World

The first vaccine against malaria could be rolled out to billions of people after key advisers to the World Health Organisation (WHO) gave it the green light.

Experts on the WHO’s advisory bodies for immunisation and malaria concluded the vaccine Mosquirix could save tens of thousands of lives every year.

The vaccine is now expected to get the nod from WHO itself and funding for millions of doses will then be considered by GAVI, the Vaccine Alliance, which ensures low-income countries have access to life-saving jabs.

The decision by the Strategic Advisory Group of Experts on Immunization (SAGE) and the Malaria Policy Advisory Group (MPAG) to back widespread deployment follows a pilot roll-out in Ghana, Kenya and Malawi.

More than 800,000 children in the three countries have been given at least one dose of the vaccine since 2019 as part of the normal childhood immunisation programme

The real-world test of the jab showed it prevented 30% of severe cases of malaria even in areas with high uptake of other measures, such as bed nets impregnated with insecticide.

It also proved safe, with high acceptance by families.

More on Malaria

Malaria resulted in 409,000 deaths in 2019, the vast majority of them in sub-Saharan Africa.

The disease kills one child every two minutes.

Mosquirix acts against Plasmodium falciparum, which is carried by the Anopheles mosquito and is the deadliest of all the malaria parasites.

Developing a vaccine has proved a major challenge because the parasite is far more complex than a virus or bacteria.

The vaccine primes the immune system to fight the malaria parasite the moment it’s been injected into the blood by a mosquito bite.

It stops the parasite infecting liver cells where it would normally mature and multiply before causing potentially deadly disease.

The vaccine’s effectiveness is low compared to jabs for other diseases, but malaria claims so many lives that the WHO believes it will still prevent tens of thousands of deaths every year.

Bed nets have been the main means of preventing malaria until now, with deaths falling 60% in the first 15 years of this century as they became widely distributed.

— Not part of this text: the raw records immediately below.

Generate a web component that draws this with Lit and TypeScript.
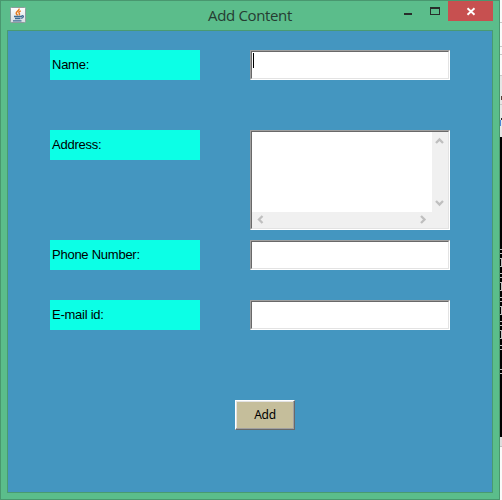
import { LitElement, html, css, svg } from "lit";
import { customElement } from "lit/decorators.js";

const edgeMarks = [
  [22, 1], [46, 1], [54, 1], [75, 1], [104, 1],
];
const consoleRows = [249, 273, 297, 321, 345, 369];

@customElement("app-root")
export class AppRoot extends LitElement {
  static styles = css`
    :host {
      display: flex;
      width: 502px;
      height: 500px;
      overflow: hidden;
      font-family: "Liberation Sans", Arial, sans-serif;
      font-size: 13px;
      color: #000;
    }
    * { box-sizing: border-box; }
    .window {
      width: 500px;
      height: 500px;
      flex: none;
      background: #5bbd8b;
      border: 1px solid #49976f;
      padding: 0 6px 6px;
      display: flex;
      flex-direction: column;
    }
    .titlebar {
      height: 29px;
      flex: none;
      display: grid;
      grid-template-columns: 90px 1fr 90px;
    }
    .app-icon { display: block; margin: 6px 0 0 3px; }
    .title {
      margin: 0;
      text-align: center;
      font: 400 15px/29px "Open Sans", "Noto Sans", sans-serif;
      letter-spacing: -0.35px;
      color: #263c32;
    }
    .controls { display: flex; justify-content: flex-end; align-items: flex-start; }
    .controls svg { display: block; flex: none; }
    .client {
      flex: 1;
      background: #4496c0;
      border: 1px solid #499a72;
      padding: 19px 42px 0;
    }
    .row {
      display: grid;
      grid-template-columns: 150px 200px;
      column-gap: 50px;
      align-items: start;
    }
    .name { margin-bottom: 50px; }
    .address { margin-bottom: 10px; }
    .phone { margin-bottom: 30px; }
    .email { margin-bottom: 70px; }
    .label {
      height: 30px;
      line-height: 30px;
      padding-left: 2px;
      background: #0cffe6;
      letter-spacing: -0.25px;
      white-space: nowrap;
    }
    .field {
      height: 30px;
      background: #fff;
      border: 1px solid;
      border-color: #a0a0a0 #fff #fff #a0a0a0;
    }
    .inner {
      height: 100%;
      border: 1px solid;
      border-color: #696969 #e3e3e3 #e3e3e3 #696969;
    }
    .caret { width: 1px; height: 15px; margin: 1px 0 0 1px; background: #000; }
    .area { height: 100px; }
    .scroll { display: grid; grid-template: 1fr 16px / 1fr 16px; }
    .bar { background: #f0f0f0; display: flex; justify-content: space-between; }
    .vertical { flex-direction: column; }
    .bar svg { display: block; }
    .add {
      display: block;
      width: 60px;
      height: 30px;
      margin-left: 185px;
      padding: 0;
      background: #c5be9b;
      border: 1px solid;
      border-color: #fff #696969 #696969 #fff;
      box-shadow: inset -1px -1px #a0a0a0, inset 1px 1px #e3e3e3;
      font: 12px/26px "Noto Sans", sans-serif;
      letter-spacing: -0.3px;
      color: #000;
      text-align: center;
    }
    .behind { display: block; flex: none; }
  `;

  private arrow(points: string) {
    return html`<svg width="16" height="16" viewBox="0 0 16 16">
      <polyline points=${points} fill="none" stroke="#bfbfbf" stroke-width="2.3"></polyline>
    </svg>`;
  }

  render() {
    return html`
      <main class="window">
        <header class="titlebar">
          <svg class="app-icon" width="16" height="17" viewBox="0 0 16 17">
            <defs><linearGradient id="paper" x2="0" y2="1">
              <stop stop-color="#fff"></stop><stop offset="1" stop-color="#d5dde2"></stop>
            </linearGradient></defs>
            <rect x=".5" y=".5" width="15" height="15" rx="1" fill="url(#paper)" stroke="#8f9c9e"></rect>
            <path d="M9 1.500c1 2-3.200 3-2.800 4.800.1.800 1.200 1.400 1.400 2.200M10.800 3.800c-2.200 1-2.500 1.800-1.400 2.700.5.600 0 1.200-.5 1.800" fill="none" stroke="#e67a1e" stroke-width="1.400"></path>
            <path d="M4 9.500h8M5 11.500h5.500M11.500 9c2.600-1 2.600 1.600-.3 2.500M3 13.800h8.500" fill="none" stroke="#3f6c93" stroke-width="1.300"></path>
          </svg>
          <h1 class="title">Add Content</h1>
          <div class="controls">
            <svg width="90" height="20" viewBox="403 1 90 20" shape-rendering="crispEdges">
              <path fill="#282d2a" d="M404 13h8v2h-8z"></path>
              <path fill="#282d2a" fill-rule="evenodd" d="M430 7h10v8h-10zM431 9v5h8v-5z"></path>
              <path fill="#c75050" d="M448 1h45v20h-45z"></path>
              <path d="M467.500 8.300l7 6.500M474.500 8.300l-7 6.500" stroke="#fff" stroke-width="1.900" shape-rendering="auto"></path>
            </svg>
          </div>
        </header>
        <section class="client">
          <div class="row name">
            <div class="label">Name:</div>
            <div class="field"><div class="inner"><div class="caret"></div></div></div>
          </div>
          <div class="row address">
            <div class="label">Address:</div>
            <div class="field area">
              <div class="inner scroll">
                <div></div>
                <div class="bar vertical">${this.arrow("4,11 7.5,7.5 11,11")}${this.arrow("4,5 7.5,8.5 11,5")}</div>
                <div class="bar">${this.arrow("10.500,4 7,7.500 10.500,11")}${this.arrow("5,4 8.500,7.500 5,11")}</div>
                <div class="bar"></div>
              </div>
            </div>
          </div>
          <div class="row phone">
            <div class="label">Phone Number:</div>
            <div class="field"><div class="inner"></div></div>
          </div>
          <div class="row email">
            <div class="label">E-mail id:</div>
            <div class="field"><div class="inner"></div></div>
          </div>
          <button class="add">Add</button>
        </section>
      </main>
      <svg class="behind" width="2" height="500" viewBox="0 0 2 500" shape-rendering="crispEdges">
        <rect width="2" height="500" fill="#fafafa"></rect>
        <rect y="76" width="2" height="61" fill="#e6e6e6"></rect>
        ${edgeMarks.map(([y, h]) => svg`<rect y=${y} width="2" height=${h} fill="#c8c8c8"></rect>`)}
        <rect x="1" y="96" width="1" height="4" fill="#5a4038"></rect>
        <rect x="1" y="118" width="1" height="2" fill="#222"></rect>
        <rect x="0" y="120" width="1" height="6" fill="#4a86d8"></rect>
        <rect y="137" width="2" height="300" fill="#000"></rect>
        ${consoleRows.map((y) => svg`<path d="M0 ${y}h2v1h-2zM0 ${y + 4}h2v1h-2z" fill="#c0c0c0"></path>`)}
        ${[258, 282, 306, 330].map((y) => svg`<path d="M0 ${y}h2v9h-2v-1h1v-7h-1z" fill="#c0c0c0"></path>`)}
        <rect y="437" width="2" height="9" fill="#dedede"></rect>
        <rect y="446" width="2" height="1" fill="#c0c0c0"></rect>
      </svg>
    `;
  }
}
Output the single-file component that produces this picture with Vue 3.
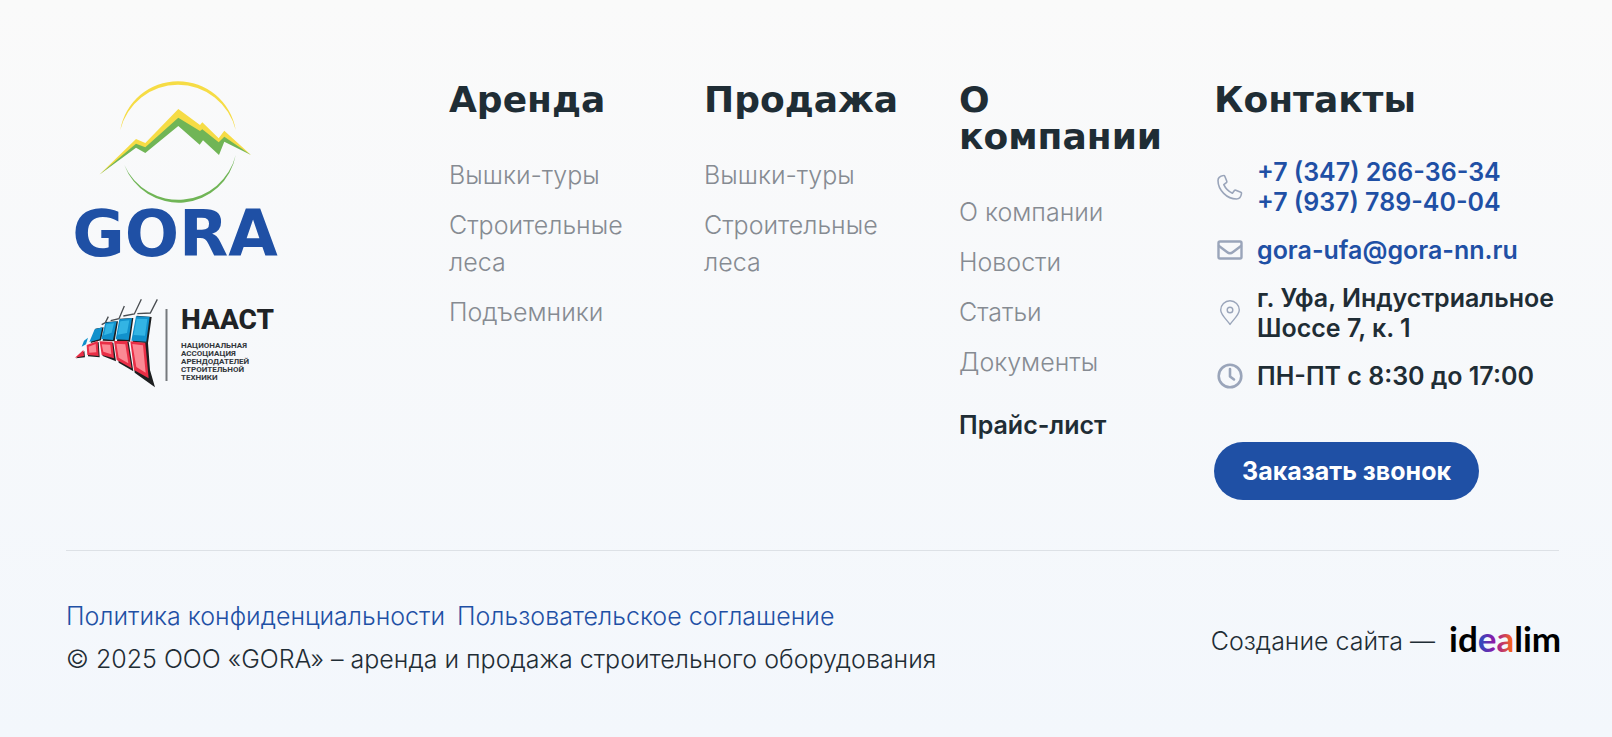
<template>
  <footer class="footer">
    <div class="footer__main">
      <div class="footer__logos">
        <a class="footer__logo" href="#" aria-label="GORA">
          <svg width="218" height="192" viewBox="0 0 218 192">
            <path d="M54.300 49A58.500 58.500 0 0 1 169.700 49A59.400 59.400 0 0 0 54.300 49Z" fill="#f6dc45" />
            <path d="M58.300 84A58 58 0 0 0 169.700 74A59.200 59.200 0 0 1 58.300 84Z" fill="#70b556" />
            <path d="M33.300 93.700 70 58l9.300 4 33-34 21.700 16 2.300-2.700 16.400 16 5.600-7.600L185 74l-26.700-16-5.600 6-16.400-14-2.300 3-21.700-14-33 30-9.300-4Z" fill="#f6dc45" />
            <path d="M33.300 93.700 70 62.700l9.300 3.600 33-29.600L134 50l2.300-1.700 16.400 13 5.600-5.600L185 74l-26.700-13.300L153 74l-16-14.700-3.300 4.400L112.300 45l-33 27-9.300-5.300Z" fill="#70b556" />
            <text class="footer__logo-name" x="109" y="175" text-anchor="middle">GORA</text>
          </svg>
        </a>
        <a class="footer__partner" href="#" aria-label="НААСТ">
          <svg width="218" height="92" viewBox="0 0 218 92">
            <g transform="translate(4 -9) scale(0.3333)">
              <path d="m202 71 39-2 21-41M160 78l33-6 21-44M122 92l25-6 16-38M95 104l11-6 9-18" fill="none" stroke="#4a4e52" stroke-width="4" />
              <g fill="#1c1e20">
                <path d="m200 77 45 4-11 78-46-2ZM150 86l40-2-10 71-39-2ZM108 96l36-2-10 60-36-2ZM76 116l25-4-8 39-31 8Z" />
                <path d="m185 158 49 1 6 81 15 52-61-44ZM137 157l39-1 14 88-44-26ZM94 158l36 0 8 56-40-16ZM54 169l32-13 3 46-35-3ZM18 205l25-22 2 19Z" />
              </g>
              <g fill="#1191cc">
                <path d="m198 79 41 1-10 75-45-3ZM148 88l38-4-10 66-39-2ZM106 98l34-4-11 56-35-3ZM74 118l23-6-8 36-31 8ZM42 152l12-9-6 20-13 7Z" />
              </g>
              <g fill="#33b4e4">
                <path d="m200 86 32 1-7 50-34-2ZM151 94l27-3-7 38-28 5ZM109 103l23-3-7 28-23 8Z" />
              </g>
              <g fill="#e92e46">
                <path d="m181 154 45 5 10 106-44-25ZM132 153l40 0 13 82-45-25ZM89 154l38 1 5 50-37-10ZM50 165l33-12 3 45-34-3ZM15 203l25-23 2 18Z" />
              </g>
              <g fill="#fb8994">
                <path d="m187 162 32 4 8 82-28-17ZM139 161l27 2 9 57-29-17ZM95 163l26 1 3 29-24-8ZM56 170l21-8 2 25-21 1Z" />
              </g>
            </g>
            <path d="M100.500 10v72" stroke="#75797d" stroke-width="2" />
            <text class="footer__partner-name" x="115" y="30">НААСТ</text>
            <g class="footer__partner-note">
              <text v-for="(line, index) in partnerLines" :key="line" x="115" :y="49 + index * 8">{{ line }}</text>
            </g>
          </svg>
        </a>
      </div>

      <nav v-for="column in columns" :key="column.title" class="footer__column" :aria-label="column.title">
        <h2 class="footer__title">{{ column.title }}</h2>
        <ul class="footer__links">
          <li v-for="link in column.links" :key="link">
            <a href="#">{{ link }}</a>
          </li>
        </ul>
        <a v-if="column.price" class="footer__price" href="#">{{ column.price }}</a>
      </nav>

      <section class="footer__contacts">
        <h2 class="footer__title">Контакты</h2>
        <ul class="contacts">
          <li class="contacts__item">
            <svg class="contacts__icon" viewBox="0 0 26 26">
              <path d="M6.500 1.500C3 2 1 4 1 6.500 1 16 10 25 19.500 25c2.500 0 4.500-2 5-5.500.1-.6-.2-1.100-.7-1.300l-5-2c-.5-.2-1.100 0-1.400.4l-2 2.600C11.500 17.500 8.500 14.500 6.800 10.700l2.600-2.100c.4-.3.6-.9.4-1.400l-2-5C7.600 1.700 7.100 1.400 6.500 1.500Z" stroke-width="1.600" />
            </svg>
            <div class="contacts__phones">
              <a href="tel:+73472663634">+7 (347) 266-36-34</a>
              <a href="tel:+79377894004">+7 (937) 789-40-04</a>
            </div>
          </li>
          <li class="contacts__item">
            <svg class="contacts__icon" viewBox="0 0 26 26">
              <rect x="1.500" y="4.500" width="23" height="17" rx="1.500" stroke-width="2.400" />
              <path d="m2 9 8 6c2 1.600 4 1.600 6 0l8-6" stroke-width="2.400" />
            </svg>
            <a href="mailto:gora-ufa@gora-nn.ru">gora-ufa@gora-nn.ru</a>
          </li>
          <li class="contacts__item">
            <svg class="contacts__icon" viewBox="0 0 26 26">
              <path d="M13 24.500C11 21 3.700 15 3.700 10a9.300 9.300 0 0 1 18.600 0c0 5-7.300 11-9.300 14.500Z" stroke-width="1.400" />
              <circle cx="13" cy="10" r="2.800" stroke-width="1.400" />
            </svg>
            <span>г. Уфа, Индустриальное Шоссе 7, к. 1</span>
          </li>
          <li class="contacts__item">
            <svg class="contacts__icon" viewBox="0 0 26 26">
              <circle cx="13" cy="13" r="11.300" stroke-width="2.600" />
              <path d="M13 6v7.500l4 3" stroke-width="2.600" />
            </svg>
            <span>ПН-ПТ с 8:30 до 17:00</span>
          </li>
        </ul>
        <button class="footer__call" type="button">Заказать звонок</button>
      </section>
    </div>

    <div class="footer__bottom">
      <div class="footer__legal">
        <div class="footer__policies">
          <a href="#">Политика конфиденциальности</a>
          <a href="#">Пользовательское соглашение</a>
        </div>
        <div>© 2025 ООО «GORA» – аренда и продажа строительного оборудования</div>
      </div>
      <div class="footer__author">
        <span>Создание сайта —</span>
        <a href="#" aria-label="idealim">
          <svg width="110" height="44" viewBox="0 0 110 44">
            <defs>
              <linearGradient id="idealim-gradient" gradientUnits="userSpaceOnUse" x1="28" y1="0" x2="64" y2="0">
                <stop offset="0" stop-color="#1757c2" />
                <stop offset="0.5" stop-color="#9416a6" />
                <stop offset="1" stop-color="#ff6a13" />
              </linearGradient>
            </defs>
            <text class="footer__author-name" x="0" y="33">id<tspan fill="url(#idealim-gradient)">ea</tspan>lim</text>
          </svg>
        </a>
      </div>
    </div>
  </footer>
</template>

<script setup>
  const columns = [
    { title: 'Аренда', links: ['Вышки-туры', 'Строительные леса', 'Подъемники'] },
    { title: 'Продажа', links: ['Вышки-туры', 'Строительные леса'] },
    {
      title: 'О компании',
      links: ['О компании', 'Новости', 'Статьи', 'Документы'],
      price: 'Прайс-лист'
    }
  ]

  const partnerLines = ['НАЦИОНАЛЬНАЯ', 'АССОЦИАЦИЯ', 'АРЕНДОДАТЕЛЕЙ', 'СТРОИТЕЛЬНОЙ', 'ТЕХНИКИ']
</script>

<style>
  body {
    margin: 0;
    background: #f3f7fc;
  }
</style>

<style scoped>
  .footer {
    box-sizing: border-box;
    min-height: 100vh;
    padding: 81px 53px 58px 66px;
    background: linear-gradient(#fafafa, #f3f7fc);
    color: #1f2d35;
    font-family: Inter, "Noto Sans", sans-serif;
    font-size: 25px;
    font-weight: 300;
    line-height: 37px;
  }

  .footer a {
    color: #1f50a5;
    text-decoration: none;
  }

  .footer svg {
    display: block;
    flex-shrink: 0;
    overflow: visible;
  }

  .footer__main {
    display: grid;
    grid-template-columns: 383fr 255fr 255fr 255fr 345fr;
    padding-bottom: 50px;
    border-bottom: 1px solid #dde1e6;
  }

  .footer__main > * {
    min-width: 0;
  }

  .footer__logos {
    display: flex;
    flex-direction: column;
    align-items: flex-start;
    gap: 26px;
  }

  .footer__logo-name {
    fill: #1f50a5;
    font-family: "DejaVu Sans", sans-serif;
    font-size: 64px;
    font-weight: 700;
  }

  .footer__partner-name {
    fill: #202326;
    font-family: Roboto, sans-serif;
    font-size: 28px;
    font-weight: 800;
  }

  .footer__partner-note {
    fill: #33373b;
    font-family: Roboto, sans-serif;
    font-size: 8px;
    font-weight: 700;
  }

  .footer__column {
    padding-right: 40px;
  }

  .footer__title {
    margin: 0 0 39px;
    font-family: "DejaVu Sans", sans-serif;
    font-size: 36px;
    font-weight: 700;
    line-height: 37px;
  }

  .footer__links,
  .contacts {
    display: flex;
    flex-direction: column;
    gap: 13px;
    margin: 0;
    padding: 0;
    list-style: none;
  }

  .footer__links a {
    color: #868b92;
  }

  .footer a.footer__price {
    display: inline-block;
    margin-top: 26px;
    color: #1f2d35;
    font-weight: 600;
  }

  .contacts {
    gap: 18px;
    font-weight: 600;
    line-height: 30px;
  }

  .contacts__item {
    display: flex;
    align-items: center;
    gap: 14px;
  }

  .contacts__icon {
    width: 26px;
    height: 26px;
    margin-left: 3px;
    fill: none;
    stroke: #9aa5ba;
    stroke-linecap: round;
    stroke-linejoin: round;
  }

  .contacts__phones {
    display: flex;
    flex-direction: column;
  }

  .footer__call {
    margin-top: 51px;
    padding: 0 28px;
    height: 58px;
    border: 0;
    border-radius: 29px;
    background: #1f50a5;
    color: #fff;
    font: inherit;
    font-weight: 700;
    white-space: nowrap;
    cursor: pointer;
  }

  .footer__bottom {
    display: flex;
    align-items: center;
    justify-content: space-between;
    gap: 32px;
    padding-top: 47px;
  }

  .footer__legal {
    display: flex;
    flex-direction: column;
    gap: 6px;
  }

  .footer__policies {
    display: flex;
    flex-wrap: wrap;
    gap: 0 12px;
  }

  .footer__author {
    display: flex;
    align-items: center;
    gap: 14px;
    padding-top: 6px;
  }

  .footer__author-name {
    fill: #000;
    font-family: Lato, sans-serif;
    font-size: 35px;
    font-weight: 700;
  }
</style>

But progress has stalled with under half of all African households having enough nets for the whole family.

The pilot study of the vaccine showed it was given to two-thirds of children without a net, adding another layer of protection.

More effective vaccines are in development, including one by the same Oxford University team behind the AstraZeneca COVID jab.

Results released earlier this year showed it prevented 77% of cases, twice as many as the Mosquirix shot.

A larger phase three study involving 5,000 children is now being planned.